In January 1761, Charles and Jeremiah set sail for Sumatra—modern-day Indonesia. The Admiralty had provided them passage on the frigate Seahorse, which hove out of Spithead with some 160 crew and 20 gun. A land war was raging in Europe, and the French and English navies were contesting every landhold they’d seized in either hemisphere. In London, Tories were decrying the all-capitals EFFEMINACY of the British youth. And in the midst of all this, long-wigged astronomers found themselves counting down to a Transit of Venus across the face of the Sun, the first in 121 years: if it could be measured from the Americas, the East Indies, Siberia, the parallax would reveal for the first time the true distance between Sun and Earth. In England, France and Austria, Age-of-Reason scientists acquired military escorts to some of the most inaccessible corners of the globe, each promising glory to their own warring nation.

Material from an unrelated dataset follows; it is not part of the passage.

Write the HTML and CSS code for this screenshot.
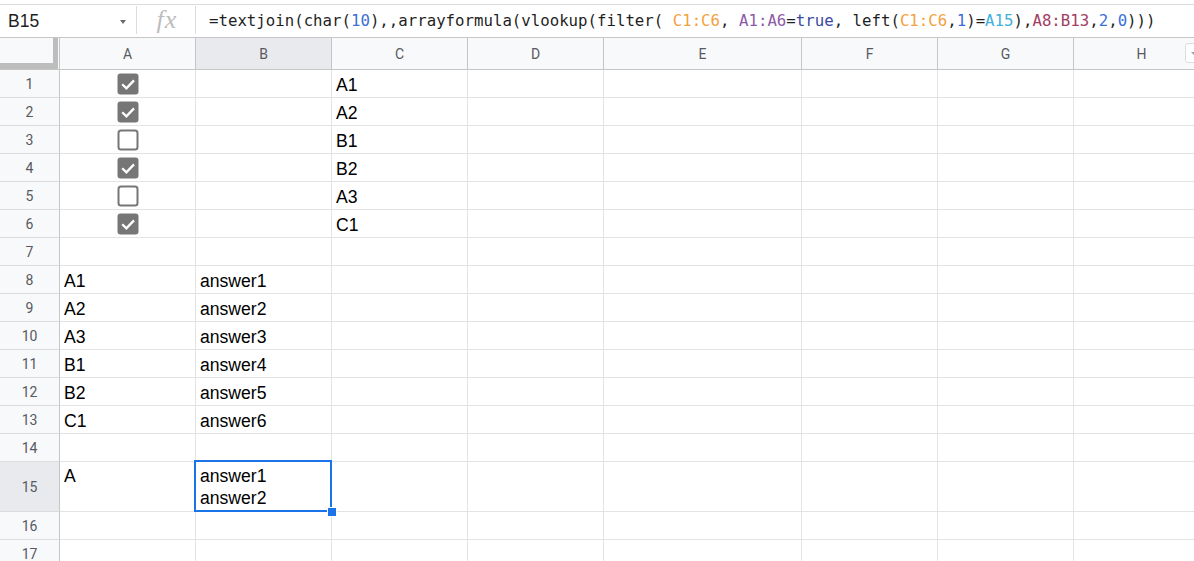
FILE: index.html
```html
<!DOCTYPE html>
<html>
<head>
<meta charset="utf-8">
<link rel="stylesheet" href="styles.css">
</head>
<body>
<svg class="defs" width="0" height="0">
  <defs>
    <g id="on">
      <rect x="0.5" y="0.5" width="21" height="21" rx="3" fill="#767676"/>
      <path d="M5.2 11.3 L9.4 15.4 L17 7.4" fill="none" stroke="#fff" stroke-width="2.3"/>
    </g>
    <g id="off">
      <rect x="1.5" y="1.5" width="19" height="19" rx="2.5" fill="#fff" stroke="#767676" stroke-width="2"/>
    </g>
  </defs>
</svg>
<div class="app">
  <div class="fbar">
    <div class="namebox"><span class="nb-text">B15</span><span class="nb-arrow"></span></div>
    <div class="sep"></div>
    <div class="fx">fx</div>
    <div class="sep"></div>
    <div class="formula">=textjoin(char(<span class="n">10</span>),,arrayformula(vlookup(filter( <span class="r1">C1:C6</span>, <span class="r2">A1:A6</span>=<span class="t">true</span>, left(<span class="r1">C1:C6</span>,<span class="n">1</span>)=<span class="r3">A15</span>),<span class="r4">A8:B13</span>,<span class="n">2</span>,<span class="n">0</span>)))</div>
  </div>

  <div class="sheet">
    <div class="row hdr">
      <div class="corner"><span class="fz-v"></span><span class="fz-h"></span></div>
      <div class="ch">A</div><div class="ch sel">B</div><div class="ch">C</div><div class="ch">D</div><div class="ch">E</div><div class="ch">F</div><div class="ch">G</div><div class="ch">H<span class="hbtn"></span></div>
    </div>

    <div class="row"><div class="rh">1</div><div class="c cbc"><svg class="cb" viewBox="0 0 22 22"><use href="#on"/></svg></div><div class="c"></div><div class="c">A1</div><div class="c"></div><div class="c"></div><div class="c"></div><div class="c"></div><div class="c"></div></div>
    <div class="row"><div class="rh">2</div><div class="c cbc"><svg class="cb" viewBox="0 0 22 22"><use href="#on"/></svg></div><div class="c"></div><div class="c">A2</div><div class="c"></div><div class="c"></div><div class="c"></div><div class="c"></div><div class="c"></div></div>
    <div class="row"><div class="rh">3</div><div class="c cbc"><svg class="cb" viewBox="0 0 22 22"><use href="#off"/></svg></div><div class="c"></div><div class="c">B1</div><div class="c"></div><div class="c"></div><div class="c"></div><div class="c"></div><div class="c"></div></div>
    <div class="row"><div class="rh">4</div><div class="c cbc"><svg class="cb" viewBox="0 0 22 22"><use href="#on"/></svg></div><div class="c"></div><div class="c">B2</div><div class="c"></div><div class="c"></div><div class="c"></div><div class="c"></div><div class="c"></div></div>
    <div class="row"><div class="rh">5</div><div class="c cbc"><svg class="cb" viewBox="0 0 22 22"><use href="#off"/></svg></div><div class="c"></div><div class="c">A3</div><div class="c"></div><div class="c"></div><div class="c"></div><div class="c"></div><div class="c"></div></div>
    <div class="row"><div class="rh">6</div><div class="c cbc"><svg class="cb" viewBox="0 0 22 22"><use href="#on"/></svg></div><div class="c"></div><div class="c">C1</div><div class="c"></div><div class="c"></div><div class="c"></div><div class="c"></div><div class="c"></div></div>
    <div class="row"><div class="rh">7</div><div class="c"></div><div class="c"></div><div class="c"></div><div class="c"></div><div class="c"></div><div class="c"></div><div class="c"></div><div class="c"></div></div>
    <div class="row"><div class="rh">8</div><div class="c">A1</div><div class="c">answer1</div><div class="c"></div><div class="c"></div><div class="c"></div><div class="c"></div><div class="c"></div><div class="c"></div></div>
    <div class="row"><div class="rh">9</div><div class="c">A2</div><div class="c">answer2</div><div class="c"></div><div class="c"></div><div class="c"></div><div class="c"></div><div class="c"></div><div class="c"></div></div>
    <div class="row"><div class="rh">10</div><div class="c">A3</div><div class="c">answer3</div><div class="c"></div><div class="c"></div><div class="c"></div><div class="c"></div><div class="c"></div><div class="c"></div></div>
    <div class="row"><div class="rh">11</div><div class="c">B1</div><div class="c">answer4</div><div class="c"></div><div class="c"></div><div class="c"></div><div class="c"></div><div class="c"></div><div class="c"></div></div>
    <div class="row"><div class="rh">12</div><div class="c">B2</div><div class="c">answer5</div><div class="c"></div><div class="c"></div><div class="c"></div><div class="c"></div><div class="c"></div><div class="c"></div></div>
    <div class="row"><div class="rh">13</div><div class="c">C1</div><div class="c">answer6</div><div class="c"></div><div class="c"></div><div class="c"></div><div class="c"></div><div class="c"></div><div class="c"></div></div>
    <div class="row"><div class="rh">14</div><div class="c"></div><div class="c"></div><div class="c"></div><div class="c"></div><div class="c"></div><div class="c"></div><div class="c"></div><div class="c"></div></div>
    <div class="row tall"><div class="rh sel">15</div><div class="c top">A</div><div class="c top active">answer1<br>answer2<span class="selbox"></span><span class="handle"></span></div><div class="c"></div><div class="c"></div><div class="c"></div><div class="c"></div><div class="c"></div><div class="c"></div></div>
    <div class="row"><div class="rh">16</div><div class="c"></div><div class="c"></div><div class="c"></div><div class="c"></div><div class="c"></div><div class="c"></div><div class="c"></div><div class="c"></div></div>
    <div class="row"><div class="rh">17</div><div class="c"></div><div class="c"></div><div class="c"></div><div class="c"></div><div class="c"></div><div class="c"></div><div class="c"></div><div class="c"></div></div>
  </div>
</div>
</body>
</html>
```

FILE: styles.css
```css
* { box-sizing: border-box; }
html, body { margin: 0; padding: 0; background: #fff; }
body { width: 1194px; height: 561px; overflow: hidden; font-family: "Liberation Sans", Arial, sans-serif; }
.defs { position: absolute; width: 0; height: 0; }

.app { width: 1194px; overflow: hidden; }

/* formula bar */
.fbar {
  margin-top: 4px;
  height: 34px;
  border-top: 1px solid #dadce0;
  border-bottom: 1px solid #c4c7c5;
  display: flex;
  align-items: stretch;
  background: #fff;
}
.namebox {
  width: 136px;
  display: flex;
  align-items: center;
  padding-left: 8px;
  padding-right: 10px;
}
.nb-text { font-family: "Liberation Sans", Arial, sans-serif; font-size: 17.5px; color: #1f1f1f; flex: 1; }
.nb-arrow {
  width: 0; height: 0;
  border-left: 3.5px solid transparent;
  border-right: 3.5px solid transparent;
  border-top: 4px solid #6b6b6b;
  margin-top: 2px;
}
.sep { width: 1px; background: #dadce0; margin: 1px 0 3px; }
.fx {
  width: 58px;
  display: flex;
  align-items: center;
  justify-content: center;
  font-family: "Liberation Serif", "Times New Roman", serif;
  font-style: italic;
  font-size: 26px;
  color: #bdbdbd;
  padding-left: 2px;
  padding-bottom: 2px;
  letter-spacing: 1px;
}
.formula {
  padding-left: 13px;
  display: flex;
  align-items: center;
  font-family: "DejaVu Sans Mono", "Liberation Mono", monospace;
  font-size: 15.72px;
  color: #1f1f1f;
  white-space: pre;
  padding-bottom: 1px;
}
.formula .n { color: #3a6fd8; }
.formula .r1 { color: #f4a23f; }
.formula .r2 { color: #8e5ba8; }
.formula .t { color: #3c4aa0; }
.formula .r3 { color: #3fb1da; }
.formula .r4 { color: #a33d63; }

/* sheet grid */
.sheet { display: flex; flex-direction: column; }
.row {
  display: grid;
  grid-template-columns: 60px 136px 136px 136px 136px 198px 136px 136px 136px;
  height: 28px;
}
.row.hdr { height: 32px; }
.row.tall { height: 50px; }

.corner {
  position: relative;
  background: #f8f9fa;
  border-right: 1px solid #c4c7c5;
  border-bottom: 1px solid #c4c7c5;
}
.fz-v { position: absolute; left: 53px; top: 0; width: 5px; height: 31px; background: #bdbdbd; }
.fz-h { position: absolute; left: 0; top: 25px; width: 58px; height: 6px; background: #bdbdbd; }

.ch {
  position: relative;
  background: #f8f9fa;
  border-right: 1px solid #c4c7c5;
  border-bottom: 1px solid #c4c7c5;
  display: flex;
  align-items: center;
  justify-content: center;
  font-family: Roboto, "Liberation Sans", sans-serif;
  font-size: 14px;
  color: #575a5f;
  padding-top: 1px;
}
.ch.sel { background: #e8eaed; }
.hbtn {
  position: absolute;
  left: 111px;
  top: 5px;
  width: 20px;
  height: 20px;
  border: 1px solid #dadce0;
  border-radius: 3px;
  background: #fff;
}
.hbtn::after {
  content: "";
  position: absolute;
  left: 5px;
  top: 8px;
  border-left: 4px solid transparent;
  border-right: 4px solid transparent;
  border-top: 4px solid #9aa0a6;
}

.rh {
  background: #f8f9fa;
  border-right: 1px solid #c4c7c5;
  border-bottom: 1px solid #dcdcdc;
  display: flex;
  align-items: center;
  justify-content: center;
  font-family: Roboto, "Liberation Sans", sans-serif;
  font-size: 14px;
  color: #575a5f;
}
.rh.sel { background: #e8eaed; }

.c {
  position: relative;
  border-right: 1px solid #e2e3e3;
  border-bottom: 1px solid #e2e3e3;
  display: flex;
  align-items: flex-end;
  padding: 0 4px 1px 4px;
  font-size: 17.6px;
  line-height: 22px;
  color: #000;
  white-space: nowrap;
}
.c.top { align-items: flex-start; padding-top: 3px; display: block; }
.c.active { z-index: 5; }
.c.cbc { align-items: center; justify-content: center; padding: 0; }
.cb { width: 22px; height: 22px; display: block; margin-top: 1px; }

.selbox {
  position: absolute;
  left: -2px;
  top: -2px;
  right: -1px;
  bottom: -1px;
  border: 2px solid #1a73e8;
  pointer-events: none;
}
.handle {
  position: absolute;
  right: -6px;
  bottom: -6px;
  width: 10px;
  height: 10px;
  background: #1a73e8;
  border: 1px solid #fff;
}
```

The Seahorse was gone four days before it limped back to Plymouth harbour. Charles submitted the following report to the Secretary of the Royal Society: “…on Saturday last at Eleven in the Morning, 34 Leagues SW 2 W from the Start point we Engaged the L’Grand [more accurately, the L’Aigrette?] a thirty four Gun Frigate; when after an obstinate dispute of about one hour and a quarter, Monsieur thought proper to run as fast as possible; after chacing sometime in vain, the Captain steer’d for this port to refit. In the action we had eleven men kill’d, and thirty seven wounded, many of whom I believe mortal … All our masts are wounded, and to refit the ship will take up so much time that in my opinion it will be impossible for me to arrive in India in time to make the observation [by India he referred to the East India Company’s holding on Sumatra]; and therefore must desire you will please by a line as soon as possible to acquaint me in what manner the council would please to have us proceed.”